Pyrazine Biosynthesis in Corynebacterium glutamicum

The volatile compounds released by Corynebacterium glutamicum were collected by use of the CLSA technique (closed-loop stripping apparatus) and analysed by GC-MS. The headspace extracts contained several acyloins and pyrazines that were identified by their synthesis or comparison to commercial standards. Feeding experiments with [H-2(7)]acetoin resulted in the incorporation of labelling into trimethylpyrazine and tetramethylpyrazine. Several deletion mutants targeting genes of the primary metabolism were constructed to elucidate the biosynthetic pathway to pyrazines in detail. A deletion mutant of the ketol-acid reducto-isomerase was not able to convert the acetoin precursor (S)-2-acetolactate into the pathway intermediate (R)-2,3-dihydroxy-3-methylbutanoate to the branched amino acids. This mutant requires valine, leucine, and isoleucine for growth and produces significantly higher amounts and more different compounds of the acyloin and pyrazine classes. Gene deletion of the acetolactate synthase (AS) resulted in a mutant that is not able to convert pyruvate into (S)-2-acetolactate.

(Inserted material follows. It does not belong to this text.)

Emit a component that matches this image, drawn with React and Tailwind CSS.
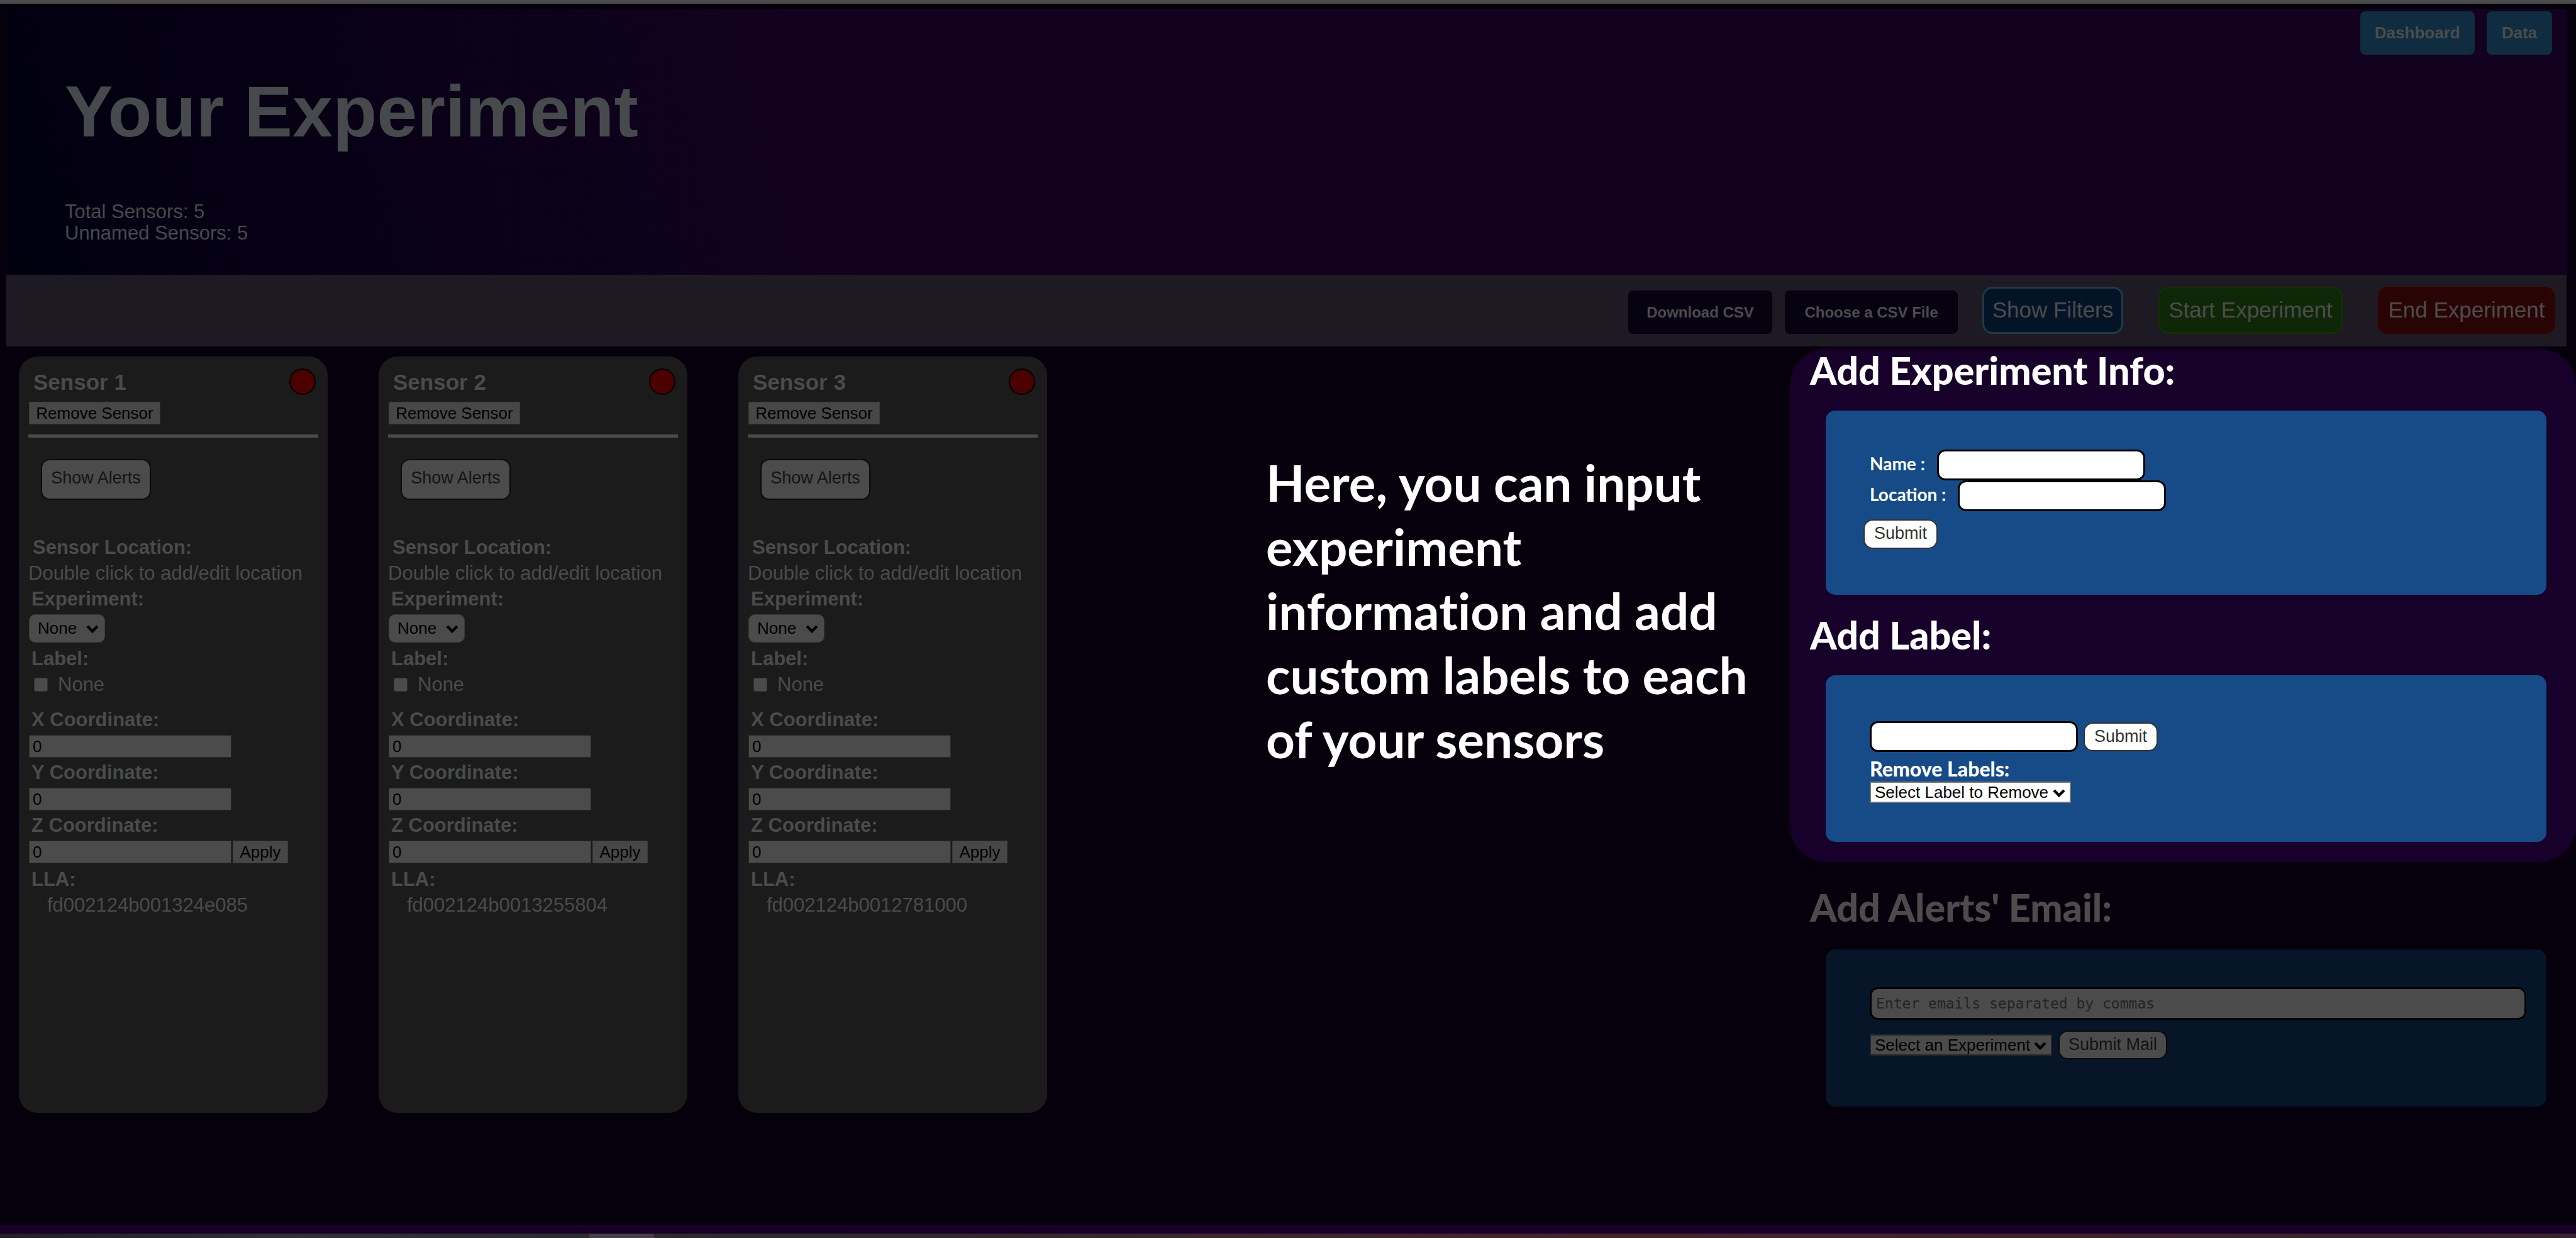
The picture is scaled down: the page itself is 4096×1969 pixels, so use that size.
import React from "react";

const sensors = [
  { id: 1, name: "Sensor 1", lla: "fd002124b001324e085" },
  { id: 2, name: "Sensor 2", lla: "fd002124b0013255804" },
  { id: 3, name: "Sensor 3", lla: "fd002124b0012781000" },
];

function Chevron({ className }) {
  return (
    <svg viewBox="0 0 20 14" className={className} aria-hidden="true">
      <path d="M2 3l8 8 8-8" fill="none" stroke="currentColor" strokeWidth="4.4" />
    </svg>
  );
}

function Coordinate({ id, label, children }) {
  return (
    <>
      <label htmlFor={id} className="block pl-1 text-[31px] leading-[41px] font-bold">
        {label}
      </label>
      <div className="mt-1 mb-[3px] flex gap-[2px]">
        <input
          id={id}
          defaultValue="0"
          className="h-9 w-[322px] border border-[#2a2a2a] bg-[#4b4b4b] pl-[5px] text-[26px] text-black"
        />
        {children}
      </div>
    </>
  );
}

function SensorCard({ sensor }) {
  const key = `s${sensor.id}`;
  return (
    <article className="min-h-[1203px] w-[491px] shrink-0 rounded-[30px] bg-[#1b1b1b] px-4 pt-[19px] text-[#494b4c]">
      <div className="flex items-end justify-between">
        <h2 className="pl-[7px] text-[35px] leading-[40px] font-bold">{sensor.name}</h2>
        <span className="mr-[3px] size-[42px] rounded-full border-2 border-black bg-[#4c0000]" />
      </div>
      <button className="mt-[11px] block h-9 w-[209px] border border-[#3a3a3a] bg-[#474747] text-[26px] leading-[32px] text-black">
        Remove Sensor
      </button>
      <hr className="-mx-px mt-4 h-[5px] border-0 bg-[#4b4b4b]" />
      <button className="mt-[34px] ml-[19px] block h-[65px] w-[175px] rounded-[14px] border-2 border-[#0b0b0b] bg-[#4b4b4b] pb-1 text-[27px] text-[#141414]">
        Show Alerts
      </button>
      <h3 className="mt-[55px] pl-[6px] text-[31px] leading-[41px] font-bold">Sensor Location:</h3>
      <p className="-mx-px text-[31px] leading-[41px] whitespace-nowrap">Double click to add/edit location</p>
      <label htmlFor={`${key}-exp`} className="block pl-1 text-[31px] leading-[41px] font-bold">
        Experiment:
      </label>
      <div className="relative mt-1 w-[121px]">
        <select
          id={`${key}-exp`}
          className="block h-[45px] w-full appearance-none rounded-[10px] border border-[#3a3a3a] bg-[#4b4b4b] pl-[13px] text-[26px] text-black"
        >
          <option>None</option>
        </select>
        <Chevron className="pointer-events-none absolute top-4 right-[10px] h-[14px] w-5 text-black" />
      </div>
      <h3 className="mt-[5px] pl-1 text-[31px] leading-[41px] font-bold">Label:</h3>
      <label className="flex items-center gap-4 pl-2 text-[31px] leading-[41px]">
        <input
          type="checkbox"
          className="size-[22px] appearance-none rounded-[3px] border border-[#333333] bg-[#4b4b4b]"
        />
        None
      </label>
      <div className="mt-[15px]">
        <Coordinate id={`${key}-x`} label="X Coordinate:" />
        <Coordinate id={`${key}-y`} label="Y Coordinate:" />
        <Coordinate id={`${key}-z`} label="Z Coordinate:">
          <button className="h-9 w-[88px] border border-[#3a3a3a] bg-[#474747] text-[26px] leading-[32px] text-black">
            Apply
          </button>
        </Coordinate>
      </div>
      <h3 className="mt-[5px] pl-1 text-[31px] leading-[41px] font-bold">LLA:</h3>
      <p className="pl-[29px] text-[31px] leading-[41px]">{sensor.lla}</p>
    </article>
  );
}

function FormSelect({ label, option, className, selectClass }) {
  return (
    <div className={`relative ${className}`}>
      <select
        aria-label={label}
        className={`block h-[34px] w-full appearance-none border-2 pl-[6px] text-[26px] leading-[28px] text-black ${selectClass}`}
      >
        <option>{option}</option>
      </select>
      <Chevron className="pointer-events-none absolute top-[11px] right-[9px] h-[14px] w-5 text-black" />
    </div>
  );
}

const field = "h-[49px] w-[331px] rounded-[13px] border-[3px] border-black bg-white px-2 text-[26px] text-black";
const heading = "ml-8 font-[Lato,sans-serif] text-[61px] leading-[64px] font-black";
const pill = "rounded-[15px] border-2 pb-[3px] text-[27px] leading-[40px]";

export default function App() {
  return (
    <div className="flex min-h-screen flex-col bg-[#06000c] font-['Liberation_Sans',Arial,sans-serif]">
      <div className="h-[6px] bg-[#4b4b4b]" />

      <header className="mt-2 mr-[15px] ml-[10px] flex items-start justify-between bg-linear-[76deg] from-[#00000f] from-0% via-[#13021f] via-33% to-[#13021f] text-[#474a4c]">
        <div className="pt-[97px] pb-[49px] pl-[93px]">
          <h1 className="text-[115px] leading-[132px] font-bold">Your Experiment</h1>
          <p className="mt-[77px] text-[31px] leading-[34px]">Total Sensors: 5</p>
          <p className="text-[31px] leading-[34px]">Unnamed Sensors: 5</p>
        </div>
        <nav className="flex gap-[19px] pt-1 pr-[23px] text-[26px] font-bold text-[#4c4c4c]">
          <a href="#dashboard" className="flex h-[69px] items-center rounded-[8px] bg-[#0f2c40] px-[23px]">
            Dashboard
          </a>
          <a href="#data" className="flex h-[69px] items-center rounded-[8px] bg-[#0f2c40] px-[24px]">
            Data
          </a>
        </nav>
      </header>

      <div className="mr-[15px] ml-[10px] flex items-end justify-end bg-[#1e1a23] pt-[19px] pr-[18px] pb-5 text-[#4c4c4c]">
        <button className="h-[69px] w-[229px] rounded-[8px] bg-[#070210] text-[24px] font-bold">Download CSV</button>
        <button className="ml-5 h-[69px] w-[275px] rounded-[8px] bg-[#070210] text-[24px] font-bold">
          Choose a CSV File
        </button>
        <button className="ml-[39px] h-[75px] w-[224px] rounded-[16px] border-[3px] border-[#1f3a48] bg-[#041427] text-[35px]">
          Show Filters
        </button>
        <button className="ml-14 h-[75px] w-[293px] rounded-[16px] border-[3px] border-[#122f04] bg-[#0e2707] text-[35px]">
          Start Experiment
        </button>
        <button className="ml-14 h-[75px] w-[282px] rounded-[16px] border-[3px] border-[#350000] bg-[#290404] text-[35px]">
          End Experiment
        </button>
      </div>

      <main className="flex flex-1 items-start">
        <section className="mt-4 ml-[30px] flex gap-[81px]">
          {sensors.map((s) => (
            <SensorCard key={s.id} sensor={s} />
          ))}
        </section>

        <p className="mt-[165px] ml-[348px] flex-1 pr-[20px] font-[Lato,sans-serif] text-[80px] leading-[102px] font-bold text-white [font-variant-ligatures:none]">
          Here, you can input experiment information and add custom labels to each of your sensors
        </p>

        <aside className="mt-1 w-[1250px] shrink-0">
          <div className="rounded-[58px] bg-[#17002a] pt-[2px] pb-8 text-white">
            <h2 className={heading}>Add Experiment Info:</h2>
            <form className="mt-8 mr-[47px] ml-[57px] rounded-[15px] bg-[#174b87] pt-[62px] pb-[73px] pl-[70px]">
              <div className="flex items-start gap-[19px]">
                <label htmlFor="exp-name" className="font-[Lato,sans-serif] text-[28px] leading-[44px] font-bold">
                  Name :
                </label>
                <input id="exp-name" className={field} />
              </div>
              <div className="flex items-start gap-[19px]">
                <label htmlFor="exp-loc" className="font-[Lato,sans-serif] text-[28px] leading-[44px] font-bold">
                  Location :
                </label>
                <input id="exp-loc" className={field} />
              </div>
              <button type="button" className={`mt-[13px] -ml-[10px] block h-[47px] w-[118px] border-[#333333] bg-white text-[#333333] ${pill}`}>
                Submit
              </button>
            </form>

            <h2 className={`mt-8 ${heading}`}>Add Label:</h2>
            <form className="mt-8 mr-[47px] ml-[57px] rounded-[15px] bg-[#174b87] pt-[73px] pb-[62px] pl-[70px]">
              <div className="flex items-center gap-[9px]">
                <input aria-label="New label" className={field} />
                <button type="button" className={`h-[46px] w-[118px] border-[#333333] bg-white text-[#333333] ${pill}`}>
                  Submit
                </button>
              </div>
              <h3 className="mt-[9px] font-[Lato,sans-serif] text-[32px] leading-[36px] font-black">Remove Labels:</h3>
              <FormSelect
                label="Remove Labels"
                option="Select Label to Remove"
                className="mt-[2px] w-[320px]"
                selectClass="border-[#767676] bg-white"
              />
            </form>
          </div>

          <p className="mb-3 ml-[25px] font-[Lato,sans-serif] text-[31px] leading-[28px] text-black">=</p>

          <h2 className={`text-[#4c4c4c] ${heading}`}>Add Alerts' Email:</h2>
          <form className="mt-[35px] mr-[47px] ml-[57px] rounded-[15px] bg-[#061527] pt-[60px] pr-8 pb-[75px] pl-[70px]">
            <input
              aria-label="Emails"
              placeholder="Enter emails separated by commas"
              className="block h-[52px] w-full rounded-[13px] border-[3px] border-black bg-[#4b4b4b] px-[7px] font-['DejaVu_Sans_Mono',monospace] text-[23px] text-black placeholder:text-[#242424]"
            />
            <div className="mt-[17px] flex items-center gap-[10px]">
              <FormSelect
                label="Experiment"
                option="Select an Experiment"
                className="w-[290px]"
                selectClass="border-[#242424] bg-[#4b4b4b]"
              />
              <button type="button" className={`h-[46px] w-[173px] border-[#0b0b0b] bg-[#4b4b4b] text-[#141414] ${pill}`}>
                Submit Mail
              </button>
            </div>
          </form>
        </aside>
      </main>

      <footer>
        <div className="h-[14px] bg-[#17002a]" />
        <div className="flex h-[7px]">
          <div className="w-[937px] bg-linear-to-r from-[#202224] via-[#2e3334] to-[#2a2e2e]" />
          <div className="w-[103px] bg-[#454042]" />
          <div className="flex-1 bg-linear-to-r from-[#2c2c2b] via-[#46242a] to-[#38242a]" />
        </div>
      </footer>
    </div>
  );
}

This mutant also requires branched amino acids and produces only very small amounts of pyrazines likely from valine via the valine biosynthetic pathway operating in reverse order. A Delta AS Delta KR double mutant was constructed that does not produce any pyrazines at all. These results open up a detailed biosynthetic model for the formation of alkylated pyrazines via acyloins.